I don’t want to spend hours at the gym or create some complicated strength training regime.  Tim talks a lot about the concept of the MVD, or minimum viable dose. Or how to get great results from minimal effort.  Kettle bell swings are now my MVD for strength-training.  Since I started doing 75 kettle bell swings 2-3 times per week I have less lower back aches and pains.


I listen to many others now that I’ve experienced the power of what they can bring. I listen in the car as I’m going to different meetings or at home when I’m getting ready in the morning or cooking.  My other favourites are:

• The Dent Podcast– interviews with entrepreneurs doing interesting things

• StartUp Podcast – started by Alex Blumberg, former producer of This American Life, about the challenges of starting a business

• Not Another Business Show – a show about business but very well crafted. It’s more like a radio program around specific themes and typically features a number of guests each episode rather than an interview with one person.

   12. TETRIS

Jane McGonigal is a game designer who advocates using technology to channel positive attitudes.
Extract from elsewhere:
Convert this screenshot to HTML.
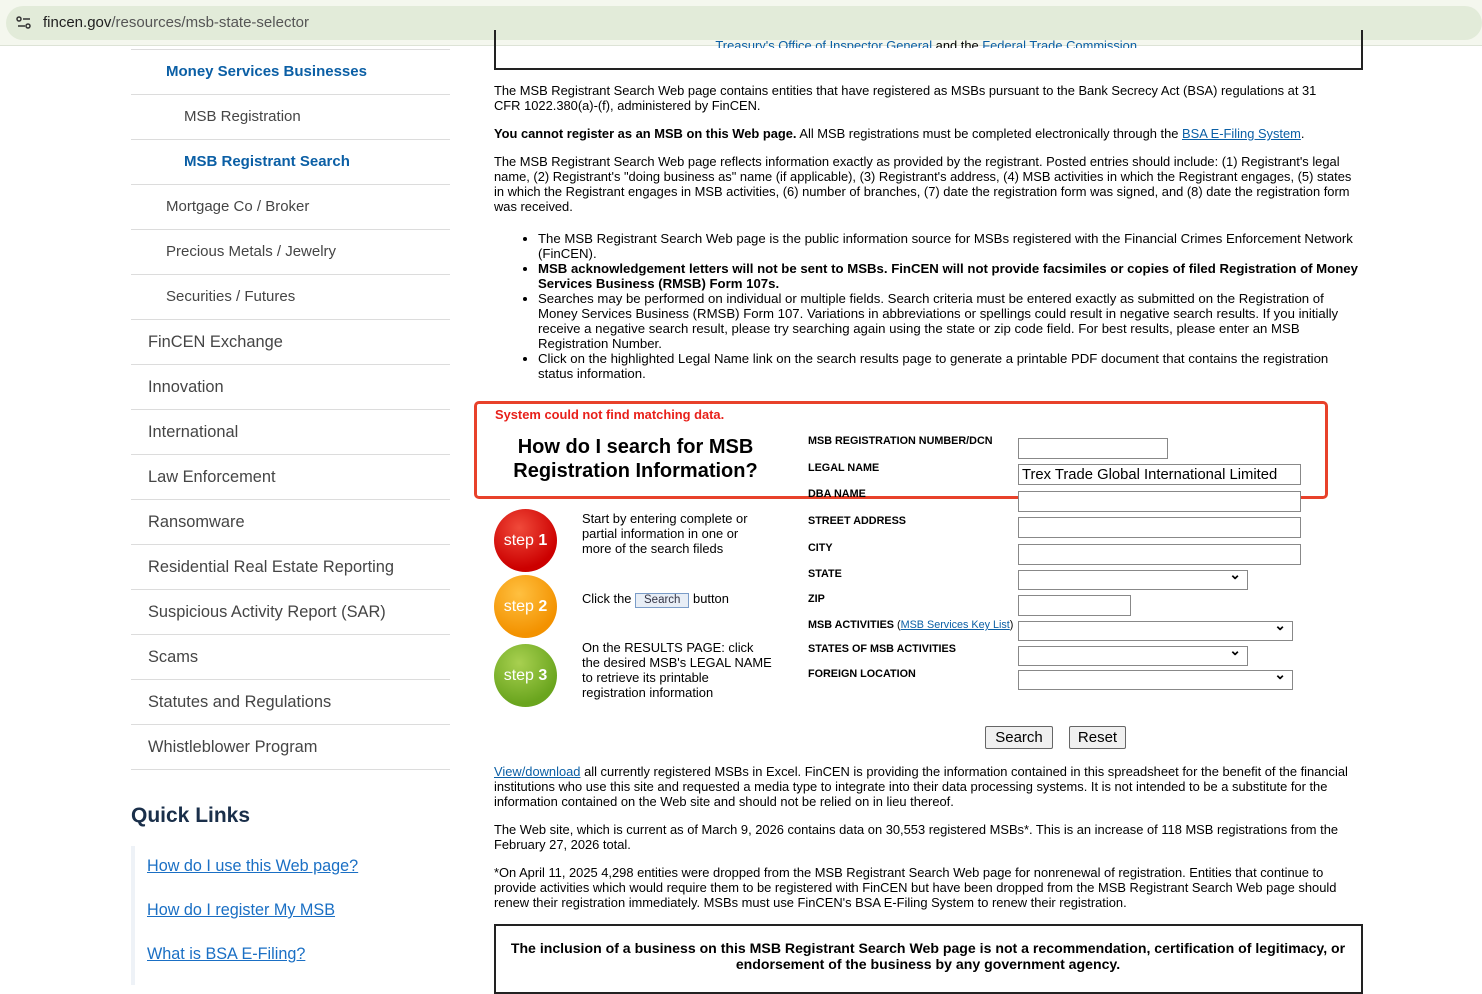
<!DOCTYPE html>
<html><head><meta charset="utf-8"><style>
*{box-sizing:border-box;margin:0;padding:0}
body{width:1482px;height:985px;overflow:hidden;background:#fff;font-family:"Liberation Sans",Arial,sans-serif;position:relative}
.bar{position:absolute;left:0;top:0;width:1482px;height:46px;background:#f4f7ee;border-bottom:1px solid #dde3d6}
.url{position:absolute;left:6px;top:6px;width:1476px;height:34px;background:#e2ebd9;border-radius:17px}
.url span{position:absolute;left:37px;top:8px;font-size:15px;color:#1f1f1f}
.url .ic{position:absolute;left:10px;top:10px}
.side{position:absolute;left:131px;top:49px;width:319px}
.side div{height:45px;border-top:1px solid #dcdcdc;font-size:16.4px;color:#454545;line-height:44px;padding-left:17px}
.side .l2{padding-left:35px;font-size:15px}
.side .l3{padding-left:53px;font-size:15px}
.side .b{color:#0b5fa5;font-weight:bold}
.side div.last{height:1px}
h3{position:absolute;left:131px;top:804px;font-size:21px;color:#1a2f4a;font-weight:bold}
.ql{position:absolute;left:131px;top:846px;border-left:4px solid #eef2f7;height:139px;padding-left:12px}
.ql a{display:block;font-size:16.2px;color:#1a6fc4;text-decoration:underline;margin-top:11px;height:33px}
.main{position:absolute;left:494px;width:868px;font-size:12.9px;line-height:15px;color:#000}
a.u{color:#0b5fa5;text-decoration:underline}
.box{position:absolute;border:2px solid #222}
.red{position:absolute;left:474px;top:401px;width:854px;height:98px;border:3px solid #e8412a;border-radius:5px}
.lab{position:absolute;left:808px;font-size:10.8px;font-weight:bold}
.inp{position:absolute;left:1018px;height:21px;border:1px solid #888;background:#fff}
.sel:after{content:"⌄";position:absolute;right:6px;top:-5px;font-size:14px;font-weight:bold}
.step{position:absolute;left:494px;width:63px;height:63px;border-radius:50%;color:#fff;font-size:16px;line-height:63px;text-align:center}
.st{position:absolute;left:582px;font-size:12.9px;line-height:15px}
.btn{position:absolute;top:726px;height:23px;border:1px solid #666;background:#f0f0f0;font-size:15px;line-height:21px;text-align:center;border-radius:2px}
</style></head><body>
<div class="bar"><div class="url"><svg class="ic" width="16" height="14" viewBox="0 0 16 14"><circle cx="3" cy="3" r="2" fill="none" stroke="#333" stroke-width="1.5"/><line x1="7" y1="3" x2="14" y2="3" stroke="#333" stroke-width="1.5"/><line x1="2" y1="10" x2="9" y2="10" stroke="#333" stroke-width="1.5"/><circle cx="12" cy="10" r="2" fill="none" stroke="#333" stroke-width="1.5"/></svg><span>fincen.gov<span style="position:static;color:#555">/resources/msb-state-selector</span></span></div></div>

<div class="side">
<div class="l2 b">Money Services Businesses</div>
<div class="l3">MSB Registration</div>
<div class="l3 b">MSB Registrant Search</div>
<div class="l2">Mortgage Co / Broker</div>
<div class="l2">Precious Metals / Jewelry</div>
<div class="l2">Securities / Futures</div>
<div>FinCEN Exchange</div>
<div>Innovation</div>
<div>International</div>
<div>Law Enforcement</div>
<div>Ransomware</div>
<div>Residential Real Estate Reporting</div>
<div>Suspicious Activity Report (SAR)</div>
<div>Scams</div>
<div>Statutes and Regulations</div>
<div>Whistleblower Program</div>
<div class="last"></div>
</div>
<h3>Quick Links</h3>
<div class="ql"><a>How do I use this Web page?</a><a>How do I register My MSB</a><a>What is BSA E-Filing?</a></div>

<div class="box" style="left:494px;top:30px;width:869px;height:40px;border-top:none"></div>
<div class="main" style="top:38px;text-align:center;color:#0b5fa5;overflow:hidden;height:10px"><span style="text-decoration:underline">Treasury's Office of Inspector General</span> <span style="color:#000">and the</span> <span style="text-decoration:underline">Federal Trade Commission</span>.</div>

<div class="main" style="top:83px;width:850px">The MSB Registrant Search Web page contains entities that have registered as MSBs pursuant to the Bank Secrecy Act (BSA) regulations at 31 CFR 1022.380(a)-(f), administered by FinCEN.</div>
<div class="main" style="top:126px"><b>You cannot register as an MSB on this Web page.</b> All MSB registrations must be completed electronically through the <a class="u">BSA E-Filing System</a>.</div>
<div class="main" style="top:154px">The MSB Registrant Search Web page reflects information exactly as provided by the registrant. Posted entries should include: (1) Registrant's legal name, (2) Registrant's "doing business as" name (if applicable), (3) Registrant's address, (4) MSB activities in which the Registrant engages, (5) states in which the Registrant engages in MSB activities, (6) number of branches, (7) date the registration form was signed, and (8) date the registration form was received.</div>
<ul class="main" style="top:231px;padding-left:44px;font-size:13.2px">
<li>The MSB Registrant Search Web page is the public information source for MSBs registered with the Financial Crimes Enforcement Network (FinCEN).</li>
<li><b>MSB acknowledgement letters will not be sent to MSBs. FinCEN will not provide facsimiles or copies of filed Registration of Money Services Business (RMSB) Form 107s.</b></li>
<li>Searches may be performed on individual or multiple fields. Search criteria must be entered exactly as submitted on the Registration of Money Services Business (RMSB) Form 107. Variations in abbreviations or spellings could result in negative search results. If you initially receive a negative search result, please try searching again using the state or zip code field. For best results, please enter an MSB Registration Number.</li>
<li>Click on the highlighted Legal Name link on the search results page to generate a printable PDF document that contains the registration status information.</li>
</ul>

<div class="red"></div>
<div style="position:absolute;left:495px;top:407px;color:#e8201a;font-size:12.9px;font-weight:bold">System could not find matching data.</div>
<div style="position:absolute;left:494px;top:435px;width:283px;text-align:center;font-size:20px;font-weight:bold;line-height:24px">How do I search for MSB Registration Information?</div>

<div class="lab" style="top:435px">MSB REGISTRATION NUMBER/DCN</div>
<div class="lab" style="top:462px">LEGAL NAME</div>
<div class="lab" style="top:488px;height:9px;overflow:hidden">DBA NAME</div>
<div class="lab" style="top:515px">STREET ADDRESS</div>
<div class="lab" style="top:542px">CITY</div>
<div class="lab" style="top:568px">STATE</div>
<div class="lab" style="top:593px">ZIP</div>
<div class="lab" style="top:619px">MSB ACTIVITIES <span style="font-weight:normal">(<a class="u">MSB Services Key List</a>)</span></div>
<div class="lab" style="top:643px">STATES OF MSB ACTIVITIES</div>
<div class="lab" style="top:668px">FOREIGN LOCATION</div>

<div class="inp" style="top:438px;width:150px"></div>
<div class="inp" style="top:464px;width:283px;font-size:14.8px;padding-left:3px;line-height:20px">Trex Trade Global International Limited</div>
<div class="inp" style="top:491px;width:283px"></div>
<div class="inp" style="top:517px;width:283px"></div>
<div class="inp" style="top:544px;width:283px"></div>
<div class="inp sel" style="top:570px;width:230px;height:20px"></div>
<div class="inp" style="top:595px;width:113px"></div>
<div class="inp sel" style="top:621px;width:275px;height:20px"></div>
<div class="inp sel" style="top:646px;width:230px;height:20px"></div>
<div class="inp sel" style="top:670px;width:275px;height:20px"></div>

<div class="step" style="top:509px;background:radial-gradient(circle at 40% 30%,#f04a3a,#c00 70%)">step <b>1</b></div>
<div class="step" style="top:575px;background:radial-gradient(circle at 40% 30%,#ffc040,#f39200 70%)">step <b>2</b></div>
<div class="step" style="top:644px;background:radial-gradient(circle at 40% 30%,#a8d050,#6aa51e 70%)">step <b>3</b></div>
<div class="st" style="top:511px">Start by entering complete or<br>partial information in one or<br>more of the search fileds</div>
<div class="st" style="top:591px">Click the <span style="display:inline-block;border:1px solid #7a9cc8;background:#e8eef6;font-size:11.5px;padding:0 8px;line-height:13px;color:#334">Search</span> button</div>
<div class="st" style="top:640px">On the RESULTS PAGE: click<br>the desired MSB's LEGAL NAME<br>to retrieve its printable<br>registration information</div>

<div class="btn" style="left:985px;width:68px">Search</div>
<div class="btn" style="left:1069px;width:57px">Reset</div>

<div class="main" style="top:764px;width:866px"><a class="u">View/download</a> all currently registered MSBs in Excel. FinCEN is providing the information contained in this spreadsheet for the benefit of the financial institutions who use this site and requested a media type to integrate into their data processing systems. It is not intended to be a substitute for the information contained on the Web site and should not be relied on in lieu thereof.</div>
<div class="main" style="top:822px">The Web site, which is current as of March 9, 2026 contains data on 30,553 registered MSBs*. This is an increase of 118 MSB registrations from the February 27, 2026 total.</div>
<div class="main" style="top:865px">*On April 11, 2025 4,298 entities were dropped from the MSB Registrant Search Web page for nonrenewal of registration. Entities that continue to provide activities which would require them to be registered with FinCEN but have been dropped from the MSB Registrant Search Web page should renew their registration immediately. MSBs must use FinCEN's BSA E-Filing System to renew their registration.</div>

<div class="box" style="left:494px;top:924px;width:869px;height:70px"></div>
<div class="main" style="top:940px;text-align:center;font-weight:bold;font-size:14.1px;line-height:16px;padding:0 8px">The inclusion of a business on this MSB Registrant Search Web page is not a recommendation, certification of legitimacy, or endorsement of the business by any government agency.</div>
</body></html>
In her interview she spoke about how good game playing is for your brain as well as your emotional equilibrium. Her game of choice is Tetris. I now play the Tetris app on my phone for 10 minutes each day.

I haven’t achieved anything jaw dropping since I started listening to the podcast or reading Tim’s books. It hasn’t changed my life. But what I’ve learnt has definitely enhanced my life.

So no, I haven’t met Mr Ferriss. Would I like to one day have a chat? Sure. Although I’m not in the world class rankings for anything so not sure it would be that interesting for him. But anyway, the bigger point is that I don’t need to meet him for him to have a positive impact on my life. Who has influenced the way you live your life?